In a televised speech last night, Maduro announced the creation of the Corporacion Nacional Productiva [National Productive Corporation], and placed cabinet members Manuel Fernandez and Juan Arias at its head. Maduro called on the two men to dedicate to the corporation “full time”, and that he had confidence that they would do well.
Manuel Fernandez is currently the president of CANTV, the state-owned telecommunications company, while Juan Arias is the president of the Corporacion de Industrias Intermedias de Venezuela [Medium Industries of Venezuela Corporation]. They will both report to the Vice-President of the Economic Area, Miguel Perez Abad.
Maduro explained the purpose of the corporation:
… to articulate the productive processes that are at the hands of the working class.
In other words, the corporation’s goal would be to clearly identify the best, most efficient way for the Venezuelan economy to function. Maduro said that in so doing, the corporation would achieve:
- Increased national productivity
- Substitute imports with made-in-Venezuela products.
- Increased production efficiency
VP, Ministers Speak at National Assembly
Vice-President Aristobulo Isturiz gave his yearly address at the National Assembly today, saying that despite setbacks, “the achievements of the national executive continue to be evident”. Isturiz also praised the Maduro administration for having “fighting the harms caused by the interests of big capital” and the right-wing during 2015.
As the three biggest challenges that Venezuela faced in 2015, Isturiz identified the border tension with Guayana, the closure of the border with Colombia and the fall in oil prices, and said that they each represented different facets of “North American aggression” against Venezuela:
It wasn’t a coincidence that these situations happened. They each form part of a conspiracy on behalf of the United States, and it’s not the first time that they’ve [done something like this].
National Assembly President Henry Ramos Allup spoke after Isturiz’s speech. Among other points, Allup criticized Isturiz and the national government for continuing to blame all of the country’s problems on an international conspiracy:
The universal conspiracy thesis is no longer politically viable (…) I think that in order to overcome the serious problems that are facing the problem – production, scarcity, security, contraband, speculation – we must begin without delay, without excuses, and with efficiency to solve these problems for which the government is to blame.
Petare Residents Clash with National Guard
Residents from the northern sectors of Petare, Caracas blocked roads and clashed with National Guard troops to protest lack of water service to their homes.

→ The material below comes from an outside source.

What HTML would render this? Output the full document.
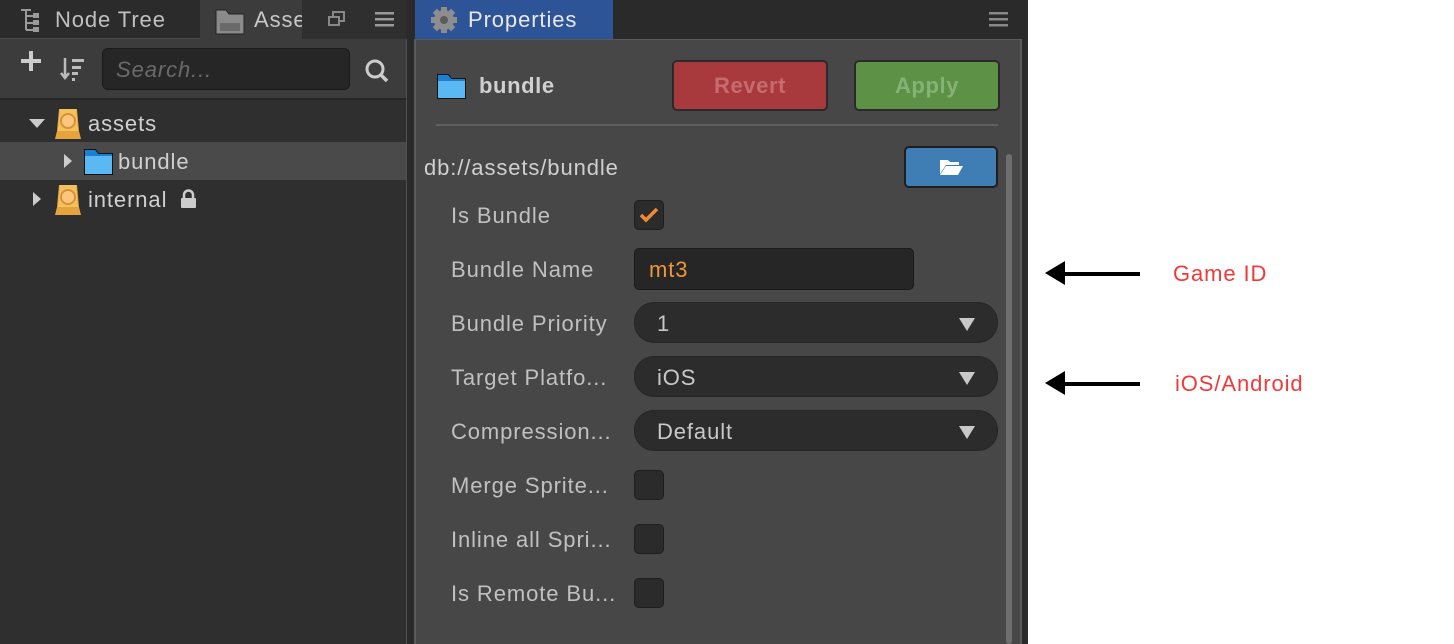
<!DOCTYPE html>
<html><head><meta charset="utf-8"><style>
*{margin:0;padding:0;box-sizing:border-box}
body{width:1454px;height:644px;background:#fff;position:relative;overflow:hidden;font-family:"Liberation Sans",sans-serif;color:#c8c8c8}
.a{position:absolute}
.t{position:absolute;white-space:nowrap;font-size:22px;line-height:26px;letter-spacing:0.9px}
.lab{left:451px;color:#c0c0c0}
.dd{position:absolute;left:634px;width:364px;height:41px;border-radius:20px;background:#2c2c2c;border:1px solid #262626}
.dd span{position:absolute;left:22px;top:8px;font-size:22px;letter-spacing:0.9px;color:#c8c8c8}
.dd i{position:absolute;right:22px;top:15px;width:0;height:0;border-left:8px solid transparent;border-right:8px solid transparent;border-top:13px solid #c8c8c8}
.cb{position:absolute;left:634px;width:30px;height:30px;border-radius:5px;background:#2b2b2b;border:1px solid #1e1e1e}
</style></head><body>
<div class="a" style="left:0;top:0;width:1028px;height:644px;background:#2a2a2a"></div>
<div class="a" style="left:0;top:0;width:200px;height:39px;background:#2b2b2b"></div>
<div class="a" style="left:0;top:38px;width:200px;height:1px;background:#4a4a4a"></div>
<div class="a" style="left:200px;top:0;width:102px;height:39px;background:#3c3c3c"></div>
<div class="a" style="left:302px;top:0;width:104px;height:39px;background:#2f2f2f"></div>
<div class="a" style="left:0;top:39px;width:407px;height:605px;background:#2f2f2f;border-right:1px solid #505050"></div>
<div class="a" style="left:0;top:39px;width:406px;height:59px;background:#3c3c3c"></div>
<div class="a" style="left:0;top:98px;width:406px;height:2px;background:#262626"></div>
<div class="a" style="left:0;top:142px;width:406px;height:38px;background:#4a4a4a"></div>
<svg class="a" style="left:19px;top:6px" width="30" height="28" viewBox="0 0 30 28"><g fill="none" stroke="#9a9a9a" stroke-width="2"><path d="M2 4h10M7 4v20M7 10h8M7 17h8M7 24h8"/></g><rect x="14" y="7" width="6" height="5" fill="#9a9a9a"/><rect x="14" y="14" width="6" height="5" fill="#9a9a9a"/><rect x="14" y="21" width="6" height="5" fill="#9a9a9a"/></svg>
<div class="t" style="left:55px;top:7px;color:#c0c0c0">Node Tree</div>
<svg class="a" style="left:215px;top:8px" width="30" height="28" viewBox="0 0 30 28"><path d="M1 2h10l3 4h15v20H1z" fill="#8a8a8a" stroke="#222" stroke-width="1"/><rect x="5" y="15" width="20" height="8" fill="#6a6a6a"/></svg>
<div class="t" style="left:254px;top:7px;color:#c8c8c8;width:48px;overflow:hidden">Assets</div>
<svg class="a" style="left:327px;top:10px" width="20" height="18" viewBox="0 0 20 18"><rect x="6" y="2" width="11" height="9" fill="none" stroke="#888" stroke-width="2"/><rect x="2" y="7" width="10" height="8" fill="#2f2f2f" stroke="#888" stroke-width="2"/></svg>
<svg class="a" style="left:375px;top:11px" width="20" height="16"><rect y="1" width="19" height="2.5" fill="#9a9a9a"/><rect y="7" width="19" height="2.5" fill="#9a9a9a"/><rect y="13" width="19" height="2.5" fill="#9a9a9a"/></svg>
<div class="a" style="left:21px;top:59px;width:20px;height:4px;background:#ccc"></div>
<div class="a" style="left:29px;top:51px;width:4px;height:20px;background:#ccc"></div>
<svg class="a" style="left:60px;top:56px" width="26" height="26" viewBox="0 0 26 26"><path d="M5 2v20M1 17l4 5 4-5" fill="none" stroke="#bbb" stroke-width="2.5"/><rect x="12" y="3" width="12" height="3" fill="#bbb"/><rect x="12" y="10" width="9" height="3" fill="#bbb"/><rect x="12" y="16" width="6" height="3" fill="#bbb"/><rect x="12" y="22" width="3" height="3" fill="#bbb"/></svg>
<div class="a" style="left:102px;top:48px;width:248px;height:42px;border-radius:6px;background:#262626;border:1px solid #1a1a1a"></div>
<div class="t" style="left:116px;top:57px;font-style:italic;color:#6a6a6a">Search...</div>
<svg class="a" style="left:364px;top:58px" width="26" height="26" viewBox="0 0 26 26"><circle cx="11" cy="11" r="8" fill="none" stroke="#ccc" stroke-width="3"/><path d="M17 17l6 6" stroke="#ccc" stroke-width="3.5"/></svg>
<div class="a" style="left:29px;top:119px;border-left:8px solid transparent;border-right:8px solid transparent;border-top:9px solid #ccc"></div>
<svg class="a" style="left:54px;top:108px" width="28" height="32" viewBox="0 0 28 32"><path d="M5 1h18l2 22 2 8H1l2-8z" fill="#e6a33e"/><path d="M6 1h16l2 22H4z" fill="#f2c25c"/><circle cx="14" cy="13" r="7" fill="#ffc680" stroke="#d8913a" stroke-width="2"/></svg>
<div class="t" style="left:88px;top:111px;color:#d0d0d0">assets</div>
<div class="a" style="left:64px;top:154px;border-top:7px solid transparent;border-bottom:7px solid transparent;border-left:8px solid #ccc"></div>
<svg class="a" style="left:84px;top:149px" width="29" height="26" viewBox="0 0 29 26"><path d="M0.5 0.5h11l3 4h14v21H0.5z" fill="#1c7fcf" stroke="#111"/><rect x="1" y="7" width="27" height="18" fill="#5ab8f2"/></svg>
<div class="t" style="left:118px;top:149px;color:#d0d0d0">bundle</div>
<div class="a" style="left:33px;top:192px;border-top:7px solid transparent;border-bottom:7px solid transparent;border-left:8px solid #ccc"></div>
<svg class="a" style="left:54px;top:184px" width="28" height="32" viewBox="0 0 28 32"><path d="M5 1h18l2 22 2 8H1l2-8z" fill="#e6a33e"/><path d="M6 1h16l2 22H4z" fill="#f2c25c"/><circle cx="14" cy="13" r="7" fill="#ffc680" stroke="#d8913a" stroke-width="2"/></svg>
<div class="t" style="left:88px;top:187px;color:#d0d0d0">internal</div>
<svg class="a" style="left:180px;top:189px" width="17" height="20" viewBox="0 0 17 20"><path d="M4 9V6a4.5 4.5 0 0 1 9 0v3" fill="none" stroke="#ccc" stroke-width="2.5"/><rect x="1" y="9" width="15" height="10" rx="1" fill="#ccc"/></svg>
<div class="a" style="left:415px;top:0;width:607px;height:39px;background:#2a2a2a"></div>
<div class="a" style="left:415px;top:0;width:198px;height:39px;background:#2c5496"></div>
<svg class="a" style="left:430px;top:6px" width="28" height="28" viewBox="0 0 28 28"><g fill="#8d8d8d"><circle cx="14" cy="14" r="10"/><rect x="11" y="1" width="6" height="26"/><rect x="1" y="11" width="26" height="6"/><rect x="11" y="1" width="6" height="26" transform="rotate(45 14 14)"/><rect x="11" y="1" width="6" height="26" transform="rotate(-45 14 14)"/></g><circle cx="14" cy="14" r="4" fill="#5c5c5c"/></svg>
<div class="t" style="left:468px;top:7px;color:#e8e8e8">Properties</div>
<svg class="a" style="left:989px;top:12px" width="19" height="15"><rect width="19" height="2.5" fill="#888"/><rect y="6" width="19" height="2.5" fill="#888"/><rect y="12" width="19" height="2.5" fill="#888"/></svg>
<div class="a" style="left:414px;top:39px;width:608px;height:605px;background:#474747;border-left:2px solid #5a5a5a;border-right:2px solid #5a5a5a;border-top:1px solid #5a5a5a"></div>
<svg class="a" style="left:437px;top:74px" width="29" height="25" viewBox="0 0 29 25"><path d="M0.5 0.5h11l3 4h14v20H0.5z" fill="#1c7fcf" stroke="#111"/><rect x="1" y="7" width="27" height="17" fill="#5ab8f2"/></svg>
<div class="t" style="left:479px;top:73px;font-weight:bold;color:#d0d0d0;letter-spacing:0.6px">bundle</div>
<div class="a" style="left:672px;top:60px;width:156px;height:51px;border-radius:5px;background:#a83a3e;border:2px solid #2a2a2a"></div>
<div class="t" style="left:672px;top:73px;width:156px;text-align:center;font-weight:bold;color:#c46c6f;letter-spacing:0.6px">Revert</div>
<div class="a" style="left:854px;top:60px;width:146px;height:51px;border-radius:5px;background:#5d9146;border:2px solid #2a2a2a"></div>
<div class="t" style="left:854px;top:73px;width:146px;text-align:center;font-weight:bold;color:#87b275;letter-spacing:0.6px">Apply</div>
<div class="a" style="left:436px;top:124px;width:562px;height:2px;background:#5f5f5f"></div>
<div class="t" style="left:424px;top:155px;color:#d0d0d0">db://assets/bundle</div>
<div class="a" style="left:904px;top:146px;width:94px;height:42px;border-radius:5px;background:#3f7eb5;border:2px solid #1e1e1e"></div>
<svg class="a" style="left:939px;top:157px" width="25" height="19" viewBox="0 0 25 19"><path d="M1 3h8l2 2h9v3H7l-6 9z" fill="#fff"/><path d="M7 9h17l-5 9H1z" fill="#fff"/></svg>
<div class="a" style="left:1006px;top:154px;width:6px;height:490px;background:#6e6e6e;border-radius:3px"></div>
<div class="t lab" style="top:203px">Is Bundle</div>
<div class="cb" style="top:200px"></div>
<svg class="a" style="left:638px;top:204px" width="22" height="22" viewBox="0 0 22 22"><path d="M3 11l5 5 11-11" fill="none" stroke="#f08a30" stroke-width="3.5"/></svg>
<div class="t lab" style="top:257px">Bundle Name</div>
<div class="a" style="left:634px;top:248px;width:280px;height:42px;border-radius:5px;background:#262626;border:1px solid #1a1a1a"></div>
<div class="t" style="left:649px;top:257px;color:#f0953a">mt3</div>
<div class="t lab" style="top:311px">Bundle Priority</div>
<div class="dd" style="top:302px"><span>1</span><i></i></div>
<div class="t lab" style="top:365px">Target Platfo...</div>
<div class="dd" style="top:356px"><span>iOS</span><i></i></div>
<div class="t lab" style="top:419px">Compression...</div>
<div class="dd" style="top:410px"><span>Default</span><i></i></div>
<div class="t lab" style="top:473px">Merge Sprite...</div>
<div class="cb" style="top:470px"></div>
<div class="t lab" style="top:527px">Inline all Spri...</div>
<div class="cb" style="top:524px"></div>
<div class="t lab" style="top:581px">Is Remote Bu...</div>
<div class="cb" style="top:578px"></div>
<svg class="a" style="left:1040px;top:255px" width="105" height="140"><path d="M100 19H22" stroke="#000" stroke-width="4"/><path d="M5 18l20-12v24z" fill="#000"/><path d="M100 129H22" stroke="#000" stroke-width="4"/><path d="M5 128l20-12v24z" fill="#000"/></svg>
<div class="t" style="left:1173px;top:261px;color:#f03a3a">Game ID</div>
<div class="t" style="left:1175px;top:371px;color:#f03a3a">iOS/Android</div>
</body></html>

Protesters blocked the Francisco Fajardo highway, which borders Petare to the west, until around 7:00 PM local time.
As the protest dragged on into the later afternoon, National Guard soldiers began firing tear gas canisters at protesters in La Alcabala sector of the neighbourhood.
The small-scale clashes lasted into the night. Below, a video showing protesters exchanging rocks with National Guard soldiers:
Minister: Exchange System Overhaul Not Read Yet
Minister of Exterior Commerce and International Investment Jesus Faria said in an interview with Globovision yesterday that the overhaul of the country’s currency exchange system Maduro announced last week has yet to be designed.
During a marathon speech that lasted nearly five hours last week, Maduro announced that the country’s three-tiered currency exchange system would be collapsed into two tiers. While he did not provide a specific date for the new system’s launch, the specifics Maduro provided created the impression that the system was completed, or nearly completed.
There’s a team working on a model that will make the currency exchange system work. It will allow the SIMADI [one of the three exchange tiers] rate to float, and that will allow access to foreign currency.
We’re working on this mechanism in a way that will make the exchange rate a factor that will promote investment and production with two goals: substituting imports and giving the currency exchange market the ability to compete, [and making] imports less expensive so that they can compete.
On the wider crisis affecting the country’s economy, Faria said that the Venezuelan government would “under no circumstance” ask the International Monetary Fund for help, and that he believes that the organization will always “protect the big corporations and not the workers”.